Die Strategien von Hausärzten unterscheiden sich grundlegend von denen der Spezialisten. Während Letztere eine exakte Diagnose anstreben, besteht die Aufgabe des Hausarztes oft darin, gefährliche Verläufe auszuschliessen. Gerade im breiten Spektrum medizinischer Fragestellungen der Patienten liegt die besondere Herausforderung: Von harmlosen Infekten bis zu lebensbedrohlichen Erkrankungen begegnet dem Hausarzt alles. Diese Vielfalt macht seinen Beruf anspruchsvoll, aber auch unverzichtbar.
Die Allgemeinpraxis spiegelt die gesellschaftliche Realität wider. Besonders bei polymorbiden Patienten – Menschen mit mehreren Erkrankungen – ist der Hausarzt oft die einzige Konstante im Gesundheitssystem. Durch eine langjährige Arzt-Patienten-Beziehung entsteht Vertrauen, das nicht nur für Diagnosen und Therapien, sondern auch für Gespräche über existenzielle Fragen wie Leben und Sterben entscheidend ist. Die Stärkung dieser Rolle könnte viele unnötige Untersuchungen und Kosten einsparen.
Doch die Hausarztmedizin steht unter Druck. Immer mehr Praxen werden von Investoren aufgekauft, die nicht mehr medizinische, sondern ökonomische Interessen verfolgen. Die Patientenversorgung wird durch Effizienzsteigerung und Gewinnmaximierung geprägt. Die Individualität der Betreuung leidet, und die Beziehung zwischen Arzt und Patient wird zunehmend unpersönlicher. Eine mögliche Gegenbewegung ist die Bildung von Hausarztnetzwerken wie beispielsweise das Netzwerk Hawanet in Winterthur, dem sich viele Praxen im Zürcher Unterland angeschlossen haben. Hawanet handelt mit den Versicherungen bessere Konditionen für die Hausärzte aus und hilft so die wirtschaftliche Unabhängigkeit zu bewahren. Solche Modelle sichern die Existenz der freiberuflichen Hausarztpraxen und bieten jungen Ärzten Anreize, in der Allgemeinmedizin zu arbeiten.
Der Hausarzt ist weit mehr als ein einfacher medizinischer Dienstleister. Er ist Berater, Begleiter und oft auch Vertrauter seiner Patienten.
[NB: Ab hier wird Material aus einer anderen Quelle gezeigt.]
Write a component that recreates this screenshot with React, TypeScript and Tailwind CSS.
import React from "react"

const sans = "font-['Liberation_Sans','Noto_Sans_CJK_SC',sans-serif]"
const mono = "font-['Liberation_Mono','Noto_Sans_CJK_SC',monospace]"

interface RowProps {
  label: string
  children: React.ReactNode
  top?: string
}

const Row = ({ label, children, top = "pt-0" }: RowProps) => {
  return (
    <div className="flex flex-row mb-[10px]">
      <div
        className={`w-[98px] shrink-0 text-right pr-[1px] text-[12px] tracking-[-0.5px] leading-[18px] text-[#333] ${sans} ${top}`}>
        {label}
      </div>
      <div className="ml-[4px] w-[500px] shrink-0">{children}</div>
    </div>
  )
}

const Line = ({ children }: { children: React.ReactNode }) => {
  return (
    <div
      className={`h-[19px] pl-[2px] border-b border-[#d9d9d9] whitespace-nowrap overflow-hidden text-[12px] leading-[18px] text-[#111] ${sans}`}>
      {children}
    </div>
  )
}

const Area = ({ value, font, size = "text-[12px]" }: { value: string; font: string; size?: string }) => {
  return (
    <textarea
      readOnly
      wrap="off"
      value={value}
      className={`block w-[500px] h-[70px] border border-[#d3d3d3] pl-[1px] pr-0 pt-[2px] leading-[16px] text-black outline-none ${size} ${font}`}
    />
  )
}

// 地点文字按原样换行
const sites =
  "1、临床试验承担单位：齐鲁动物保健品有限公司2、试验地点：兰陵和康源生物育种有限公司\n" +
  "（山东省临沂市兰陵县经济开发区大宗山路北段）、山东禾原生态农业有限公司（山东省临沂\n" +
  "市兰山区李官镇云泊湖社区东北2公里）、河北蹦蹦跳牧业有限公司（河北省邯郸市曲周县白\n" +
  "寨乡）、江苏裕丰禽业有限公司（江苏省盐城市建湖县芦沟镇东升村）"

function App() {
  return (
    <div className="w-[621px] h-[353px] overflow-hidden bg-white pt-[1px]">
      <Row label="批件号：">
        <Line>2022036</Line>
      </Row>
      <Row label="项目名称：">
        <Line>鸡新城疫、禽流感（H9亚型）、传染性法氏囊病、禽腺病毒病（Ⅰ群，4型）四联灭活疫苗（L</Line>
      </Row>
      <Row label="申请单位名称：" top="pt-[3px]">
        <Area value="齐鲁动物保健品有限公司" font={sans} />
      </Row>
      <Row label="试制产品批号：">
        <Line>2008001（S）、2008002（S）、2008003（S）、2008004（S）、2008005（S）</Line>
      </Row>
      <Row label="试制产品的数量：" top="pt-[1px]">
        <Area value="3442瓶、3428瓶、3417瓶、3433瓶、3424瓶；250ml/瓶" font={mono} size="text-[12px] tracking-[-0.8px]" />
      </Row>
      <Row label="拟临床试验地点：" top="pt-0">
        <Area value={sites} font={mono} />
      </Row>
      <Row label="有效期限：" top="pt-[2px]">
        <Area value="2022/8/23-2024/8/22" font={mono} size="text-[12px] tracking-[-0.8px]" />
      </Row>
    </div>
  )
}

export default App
Würde sein Einfluss weiter schwinden, würde dies nicht nur das Gesundheitswesen ineffizienter machen, sondern auch die Versorgungsqualität der Patienten verschlechtern.
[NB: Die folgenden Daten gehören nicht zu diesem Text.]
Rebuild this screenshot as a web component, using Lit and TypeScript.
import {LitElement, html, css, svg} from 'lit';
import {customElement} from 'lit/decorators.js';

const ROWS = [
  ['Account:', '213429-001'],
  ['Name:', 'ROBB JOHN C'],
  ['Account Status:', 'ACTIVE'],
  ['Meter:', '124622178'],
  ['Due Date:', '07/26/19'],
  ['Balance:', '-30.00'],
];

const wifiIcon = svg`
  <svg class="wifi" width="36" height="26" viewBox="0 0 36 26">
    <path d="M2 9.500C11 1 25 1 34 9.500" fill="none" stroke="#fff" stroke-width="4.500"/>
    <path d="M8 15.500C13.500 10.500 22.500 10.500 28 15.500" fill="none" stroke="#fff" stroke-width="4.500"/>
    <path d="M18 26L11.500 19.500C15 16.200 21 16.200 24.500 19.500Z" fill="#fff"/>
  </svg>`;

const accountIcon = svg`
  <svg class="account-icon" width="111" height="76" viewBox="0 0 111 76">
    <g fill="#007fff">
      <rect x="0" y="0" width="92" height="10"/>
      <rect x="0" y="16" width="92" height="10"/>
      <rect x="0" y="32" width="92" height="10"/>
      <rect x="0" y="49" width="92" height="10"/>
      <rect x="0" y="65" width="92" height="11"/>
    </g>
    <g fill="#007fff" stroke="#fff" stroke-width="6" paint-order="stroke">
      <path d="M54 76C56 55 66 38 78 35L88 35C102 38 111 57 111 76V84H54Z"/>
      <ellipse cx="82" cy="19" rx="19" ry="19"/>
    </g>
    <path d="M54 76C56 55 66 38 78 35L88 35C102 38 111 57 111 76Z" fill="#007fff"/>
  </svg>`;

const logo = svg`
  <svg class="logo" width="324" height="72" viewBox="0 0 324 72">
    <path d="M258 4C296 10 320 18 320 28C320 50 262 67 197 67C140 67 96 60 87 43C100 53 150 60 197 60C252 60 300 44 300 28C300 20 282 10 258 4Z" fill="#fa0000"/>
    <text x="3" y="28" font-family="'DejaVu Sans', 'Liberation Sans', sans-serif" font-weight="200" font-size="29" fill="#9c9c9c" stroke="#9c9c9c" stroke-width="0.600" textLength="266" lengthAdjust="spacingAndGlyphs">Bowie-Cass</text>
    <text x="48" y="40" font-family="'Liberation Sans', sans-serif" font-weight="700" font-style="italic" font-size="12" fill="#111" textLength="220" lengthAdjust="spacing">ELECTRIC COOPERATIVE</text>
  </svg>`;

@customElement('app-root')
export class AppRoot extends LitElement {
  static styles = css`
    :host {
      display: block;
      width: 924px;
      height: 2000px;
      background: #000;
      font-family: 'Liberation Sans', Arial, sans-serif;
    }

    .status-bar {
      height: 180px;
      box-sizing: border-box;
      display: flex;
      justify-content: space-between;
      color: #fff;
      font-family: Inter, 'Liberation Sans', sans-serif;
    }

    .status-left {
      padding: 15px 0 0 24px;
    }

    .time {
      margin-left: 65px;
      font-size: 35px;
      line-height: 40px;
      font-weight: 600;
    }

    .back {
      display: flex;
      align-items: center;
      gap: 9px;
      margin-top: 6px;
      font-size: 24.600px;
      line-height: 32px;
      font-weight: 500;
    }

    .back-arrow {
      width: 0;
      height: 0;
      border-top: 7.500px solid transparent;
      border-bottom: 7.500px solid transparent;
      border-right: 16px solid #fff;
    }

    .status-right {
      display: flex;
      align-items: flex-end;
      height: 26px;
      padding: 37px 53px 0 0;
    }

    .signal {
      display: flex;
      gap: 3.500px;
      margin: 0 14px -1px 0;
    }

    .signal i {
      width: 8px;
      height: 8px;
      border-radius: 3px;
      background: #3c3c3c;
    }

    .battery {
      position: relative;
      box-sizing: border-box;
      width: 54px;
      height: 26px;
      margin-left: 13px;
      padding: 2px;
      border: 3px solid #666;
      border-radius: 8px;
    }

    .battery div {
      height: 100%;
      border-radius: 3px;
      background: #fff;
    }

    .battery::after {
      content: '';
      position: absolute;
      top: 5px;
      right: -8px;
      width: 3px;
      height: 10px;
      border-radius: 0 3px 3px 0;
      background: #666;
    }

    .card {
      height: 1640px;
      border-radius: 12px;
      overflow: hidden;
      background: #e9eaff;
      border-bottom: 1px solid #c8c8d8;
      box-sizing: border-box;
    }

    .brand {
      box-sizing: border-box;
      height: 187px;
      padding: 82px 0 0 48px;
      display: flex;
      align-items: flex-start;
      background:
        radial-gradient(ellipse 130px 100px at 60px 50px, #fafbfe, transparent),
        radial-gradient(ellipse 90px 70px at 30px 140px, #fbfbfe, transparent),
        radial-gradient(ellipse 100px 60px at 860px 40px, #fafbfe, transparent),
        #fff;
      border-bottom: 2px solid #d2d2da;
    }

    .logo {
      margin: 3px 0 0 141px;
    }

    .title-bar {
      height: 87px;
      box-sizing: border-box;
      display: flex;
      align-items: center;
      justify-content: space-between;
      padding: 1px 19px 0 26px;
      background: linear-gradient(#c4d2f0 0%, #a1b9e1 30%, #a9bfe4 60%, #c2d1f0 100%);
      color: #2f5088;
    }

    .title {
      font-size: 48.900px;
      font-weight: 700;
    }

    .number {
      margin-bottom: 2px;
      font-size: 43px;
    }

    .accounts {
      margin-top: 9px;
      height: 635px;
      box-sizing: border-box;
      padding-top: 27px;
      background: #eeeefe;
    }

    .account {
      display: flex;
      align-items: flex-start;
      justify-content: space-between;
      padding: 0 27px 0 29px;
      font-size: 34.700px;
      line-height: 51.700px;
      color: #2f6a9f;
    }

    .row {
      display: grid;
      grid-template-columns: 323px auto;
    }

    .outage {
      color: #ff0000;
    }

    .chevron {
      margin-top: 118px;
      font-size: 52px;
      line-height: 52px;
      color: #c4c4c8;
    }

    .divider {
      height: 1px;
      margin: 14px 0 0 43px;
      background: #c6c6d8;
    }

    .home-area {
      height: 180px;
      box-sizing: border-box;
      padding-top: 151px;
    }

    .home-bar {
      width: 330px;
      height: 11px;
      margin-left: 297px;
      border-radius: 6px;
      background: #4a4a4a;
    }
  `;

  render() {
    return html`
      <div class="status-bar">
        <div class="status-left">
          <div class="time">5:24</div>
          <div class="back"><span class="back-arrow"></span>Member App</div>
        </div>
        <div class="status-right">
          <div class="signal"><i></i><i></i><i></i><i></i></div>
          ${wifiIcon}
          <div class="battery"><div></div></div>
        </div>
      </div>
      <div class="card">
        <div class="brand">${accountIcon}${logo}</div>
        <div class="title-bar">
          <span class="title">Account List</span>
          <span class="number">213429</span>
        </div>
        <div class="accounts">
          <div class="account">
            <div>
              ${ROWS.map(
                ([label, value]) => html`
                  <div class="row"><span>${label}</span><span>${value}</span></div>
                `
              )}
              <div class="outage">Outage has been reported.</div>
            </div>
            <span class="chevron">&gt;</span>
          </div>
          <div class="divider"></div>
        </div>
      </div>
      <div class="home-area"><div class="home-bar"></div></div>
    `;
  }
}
Die Politik muss erkennen, dass die Krise der Hausarztmedizin eine Krise des gesamten Gesundheitssystems ist. Lösungen sind gefragt, um diesen zentralen Pfeiler der medizinischen Versorgung zu stabilisieren – bevor es zu spät ist.
Dr. med. Giovanni Fantacci, Facharzt für Allgemeine Innere Medizin mit Hausarztpraxis in Niederhasli.